--- begin DATA EXCERPT ---

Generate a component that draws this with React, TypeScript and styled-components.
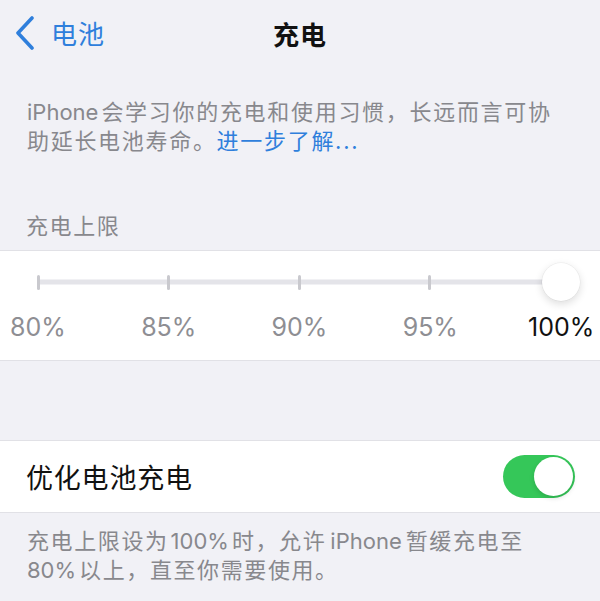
import React from "react";
import styled, { createGlobalStyle } from "styled-components";

const GlobalStyle = createGlobalStyle`
  html, body {
    margin: 0;
    padding: 0;
    background: #f1f1f6;
  }
  body {
    font-family: "Inter", "Noto Sans CJK SC", sans-serif;
    -webkit-font-smoothing: antialiased;
  }
`;

const Screen = styled.div`
  width: 600px;
  height: 601px;
  overflow: hidden;
  background: #f1f1f6;
  display: flex;
  flex-direction: column;
`;

const NavBar = styled.header`
  position: relative;
  height: 66px;
  display: flex;
  align-items: center;
  padding-left: 15px;
`;

const BackButton = styled.button`
  display: flex;
  align-items: center;
  gap: 16px;
  border: 0;
  background: none;
  padding: 0;
  color: #2f7fdc;
  font-family: "Noto Sans CJK SC", sans-serif;
  font-size: 26px;
  line-height: 1;
  letter-spacing: 1px;
  cursor: pointer;
`;

const NavTitle = styled.h1`
  position: absolute;
  left: 0;
  right: 0;
  top: 0;
  height: 66px;
  margin: 0;
  display: flex;
  align-items: center;
  justify-content: center;
  font-family: "Noto Sans CJK SC", sans-serif;
  font-size: 26px;
  font-weight: 700;
  letter-spacing: 1px;
  color: #111;
  pointer-events: none;
`;

const Note = styled.p<{ $top?: number; $spacing: number }>`
  margin: ${(p) => p.$top ?? 0}px 0 0;
  padding: 0 10px 0 27px;
  font-size: 22px;
  line-height: 28.5px;
  letter-spacing: ${(p) => p.$spacing}px;
  white-space: nowrap;
  color: #88888d;
`;

const Latin = styled.span<{ $gap?: string }>`
  letter-spacing: 0;
  margin: ${(p) => p.$gap ?? "0"};
`;

const Link = styled.a`
  color: #2f7fdc;
  text-decoration: none;
`;

const SectionHeader = styled.h2`
  margin: 55px 0 12px;
  padding-left: 26px;
  font-family: "Noto Sans CJK SC", sans-serif;
  font-size: 22px;
  line-height: 28px;
  font-weight: 400;
  letter-spacing: 1.6px;
  color: #88888d;
`;

const Card = styled.section<{ $height: number }>`
  height: ${(p) => p.$height}px;
  box-sizing: border-box;
  background: #fff;
  border-top: 1px solid #e1e1e6;
  border-bottom: 1px solid #e1e1e6;
`;

const SliderCard = styled(Card)`
  display: flex;
  flex-direction: column;
  padding-top: 12px;
`;

const Track = styled.div`
  position: relative;
  height: 38px;
  margin: 0 39px 0 37px;
  display: flex;
  align-items: center;
  justify-content: space-between;

  &::before {
    content: "";
    position: absolute;
    left: 0;
    right: 0;
    top: 50%;
    height: 5px;
    transform: translateY(-50%);
    background: #e4e4e9;
    border-radius: 3px;
  }
`;

const Tick = styled.span`
  position: relative;
  width: 3px;
  height: 15px;
  border-radius: 1.5px;
  background: #c9c9ce;
`;

const Thumb = styled.span`
  position: absolute;
  right: -19px;
  top: 0;
  width: 38px;
  height: 38px;
  border-radius: 50%;
  background: #fff;
  box-shadow: 0 3px 8px rgba(0, 0, 0, 0.14), 0 0 0 0.5px rgba(0, 0, 0, 0.06);
`;

const Labels = styled.div`
  display: flex;
  justify-content: space-between;
  padding: 0 6px 0 5px;
  margin-top: 11px;
`;

const Label = styled.span<{ $active?: boolean }>`
  width: 66px;
  text-align: center;
  font-size: 25px;
  line-height: 30px;
  color: ${(p) => (p.$active ? "#111" : "#8e8e93")};
`;

const Spacer = styled.div`
  height: 79px;
`;

const Row = styled(Card)`
  display: flex;
  align-items: center;
  justify-content: space-between;
  padding: 0 25px 0 26px;
`;

const RowTitle = styled.span`
  font-family: "Noto Sans CJK SC", sans-serif;
  font-size: 27px;
  letter-spacing: 0.8px;
  color: #111;
`;

const Toggle = styled.span<{ $on: boolean }>`
  position: relative;
  width: 72px;
  height: 43px;
  border-radius: 22px;
  background: ${(p) => (p.$on ? "#35c759" : "#e9e9ea")};

  &::after {
    content: "";
    position: absolute;
    top: 2px;
    ${(p) => (p.$on ? "right: 2px;" : "left: 2px;")}
    width: 39px;
    height: 39px;
    border-radius: 50%;
    background: #fff;
    box-shadow: 0 2px 5px rgba(0, 0, 0, 0.15);
  }
`;

const steps = ["80%", "85%", "90%", "95%", "100%"];

export default function App() {
  return (
    <>
      <GlobalStyle />
      <Screen>
        <NavBar>
          <BackButton>
            <svg width="20" height="34" viewBox="0 0 20 34" fill="none">
              <path
                d="M17 2 L3 17 L17 32"
                stroke="#2f7fdc"
                strokeWidth="3.6"
                strokeLinecap="round"
                strokeLinejoin="round"
              />
            </svg>
            电池
          </BackButton>
          <NavTitle>充电</NavTitle>
        </NavBar>

        <Note $top={32} $spacing={1.7}>
          <Latin $gap="0 3px 0 0">iPhone</Latin>会学习你的充电和使用习惯，长远而言可协
          <br />
          助延长电池寿命。<Link href="#">进一步了解...</Link>
        </Note>

        <SectionHeader>充电上限</SectionHeader>
        <SliderCard $height={111}>
          <Track>
            {steps.map((s) => (
              <Tick key={s} />
            ))}
            <Thumb />
          </Track>
          <Labels>
            {steps.map((s, i) => (
              <Label key={s} $active={i === steps.length - 1}>
                {s}
              </Label>
            ))}
          </Labels>
        </SliderCard>

        <Spacer />

        <Row $height={73}>
          <RowTitle>优化电池充电</RowTitle>
          <Toggle $on />
        </Row>

        <Note $top={14} $spacing={1.6}>
          充电上限设为<Latin $gap="0 3px 0 2px">100%</Latin>时，允许<Latin $gap="0 4px">iPhone</Latin>暂缓充电至
          <br />
          <Latin $gap="0 3px 0 0">80%</Latin>以上，直至你需要使用。
        </Note>
      </Screen>
    </>
  );
}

--- end DATA EXCERPT ---

● WHAT NEEDS TO BE DONE: Print out the whole of the material word for word, without pictures.

● WRITTEN RESPONSE:
Generate a component that draws this with React, TypeScript and styled-components.
import React from "react";
import styled, { createGlobalStyle } from "styled-components";

const GlobalStyle = createGlobalStyle`
  html, body {
    margin: 0;
    padding: 0;
    background: #f1f1f6;
  }
  body {
    font-family: "Inter", "Noto Sans CJK SC", sans-serif;
    -webkit-font-smoothing: antialiased;
  }
`;

const Screen = styled.div`
  width: 600px;
  height: 601px;
  overflow: hidden;
  background: #f1f1f6;
  display: flex;
  flex-direction: column;
`;

const NavBar = styled.header`
  position: relative;
  height: 66px;
  display: flex;
  align-items: center;
  padding-left: 15px;
`;

const BackButton = styled.button`
  display: flex;
  align-items: center;
  gap: 16px;
  border: 0;
  background: none;
  padding: 0;
  color: #2f7fdc;
  font-family: "Noto Sans CJK SC", sans-serif;
  font-size: 26px;
  line-height: 1;
  letter-spacing: 1px;
  cursor: pointer;
`;

const NavTitle = styled.h1`
  position: absolute;
  left: 0;
  right: 0;
  top: 0;
  height: 66px;
  margin: 0;
  display: flex;
  align-items: center;
  justify-content: center;
  font-family: "Noto Sans CJK SC", sans-serif;
  font-size: 26px;
  font-weight: 700;
  letter-spacing: 1px;
  color: #111;
  pointer-events: none;
`;

const Note = styled.p<{ $top?: number; $spacing: number }>`
  margin: ${(p) => p.$top ?? 0}px 0 0;
  padding: 0 10px 0 27px;
  font-size: 22px;
  line-height: 28.5px;
  letter-spacing: ${(p) => p.$spacing}px;
  white-space: nowrap;
  color: #88888d;
`;

const Latin = styled.span<{ $gap?: string }>`
  letter-spacing: 0;
  margin: ${(p) => p.$gap ?? "0"};
`;

const Link = styled.a`
  color: #2f7fdc;
  text-decoration: none;
`;

const SectionHeader = styled.h2`
  margin: 55px 0 12px;
  padding-left: 26px;
  font-family: "Noto Sans CJK SC", sans-serif;
  font-size: 22px;
  line-height: 28px;
  font-weight: 400;
  letter-spacing: 1.6px;
  color: #88888d;
`;

const Card = styled.section<{ $height: number }>`
  height: ${(p) => p.$height}px;
  box-sizing: border-box;
  background: #fff;
  border-top: 1px solid #e1e1e6;
  border-bottom: 1px solid #e1e1e6;
`;

const SliderCard = styled(Card)`
  display: flex;
  flex-direction: column;
  padding-top: 12px;
`;

const Track = styled.div`
  position: relative;
  height: 38px;
  margin: 0 39px 0 37px;
  display: flex;
  align-items: center;
  justify-content: space-between;

  &::before {
    content: "";
    position: absolute;
    left: 0;
    right: 0;
    top: 50%;
    height: 5px;
    transform: translateY(-50%);
    background: #e4e4e9;
    border-radius: 3px;
  }
`;

const Tick = styled.span`
  position: relative;
  width: 3px;
  height: 15px;
  border-radius: 1.5px;
  background: #c9c9ce;
`;

const Thumb = styled.span`
  position: absolute;
  right: -19px;
  top: 0;
  width: 38px;
  height: 38px;
  border-radius: 50%;
  background: #fff;
  box-shadow: 0 3px 8px rgba(0, 0, 0, 0.14), 0 0 0 0.5px rgba(0, 0, 0, 0.06);
`;

const Labels = styled.div`
  display: flex;
  justify-content: space-between;
  padding: 0 6px 0 5px;
  margin-top: 11px;
`;

const Label = styled.span<{ $active?: boolean }>`
  width: 66px;
  text-align: center;
  font-size: 25px;
  line-height: 30px;
  color: ${(p) => (p.$active ? "#111" : "#8e8e93")};
`;

const Spacer = styled.div`
  height: 79px;
`;

const Row = styled(Card)`
  display: flex;
  align-items: center;
  justify-content: space-between;
  padding: 0 25px 0 26px;
`;

const RowTitle = styled.span`
  font-family: "Noto Sans CJK SC", sans-serif;
  font-size: 27px;
  letter-spacing: 0.8px;
  color: #111;
`;

const Toggle = styled.span<{ $on: boolean }>`
  position: relative;
  width: 72px;
  height: 43px;
  border-radius: 22px;
  background: ${(p) => (p.$on ? "#35c759" : "#e9e9ea")};

  &::after {
    content: "";
    position: absolute;
    top: 2px;
    ${(p) => (p.$on ? "right: 2px;" : "left: 2px;")}
    width: 39px;
    height: 39px;
    border-radius: 50%;
    background: #fff;
    box-shadow: 0 2px 5px rgba(0, 0, 0, 0.15);
  }
`;

const steps = ["80%", "85%", "90%", "95%", "100%"];

export default function App() {
  return (
    <>
      <GlobalStyle />
      <Screen>
        <NavBar>
          <BackButton>
            <svg width="20" height="34" viewBox="0 0 20 34" fill="none">
              <path
                d="M17 2 L3 17 L17 32"
                stroke="#2f7fdc"
                strokeWidth="3.6"
                strokeLinecap="round"
                strokeLinejoin="round"
              />
            </svg>
            电池
          </BackButton>
          <NavTitle>充电</NavTitle>
        </NavBar>

        <Note $top={32} $spacing={1.7}>
          <Latin $gap="0 3px 0 0">iPhone</Latin>会学习你的充电和使用习惯，长远而言可协
          <br />
          助延长电池寿命。<Link href="#">进一步了解...</Link>
        </Note>

        <SectionHeader>充电上限</SectionHeader>
        <SliderCard $height={111}>
          <Track>
            {steps.map((s) => (
              <Tick key={s} />
            ))}
            <Thumb />
          </Track>
          <Labels>
            {steps.map((s, i) => (
              <Label key={s} $active={i === steps.length - 1}>
                {s}
              </Label>
            ))}
          </Labels>
        </SliderCard>

        <Spacer />

        <Row $height={73}>
          <RowTitle>优化电池充电</RowTitle>
          <Toggle $on />
        </Row>

        <Note $top={14} $spacing={1.6}>
          充电上限设为<Latin $gap="0 3px 0 2px">100%</Latin>时，允许<Latin $gap="0 4px">iPhone</Latin>暂缓充电至
          <br />
          <Latin $gap="0 3px 0 0">80%</Latin>以上，直至你需要使用。
        </Note>
      </Screen>
    </>
  );
}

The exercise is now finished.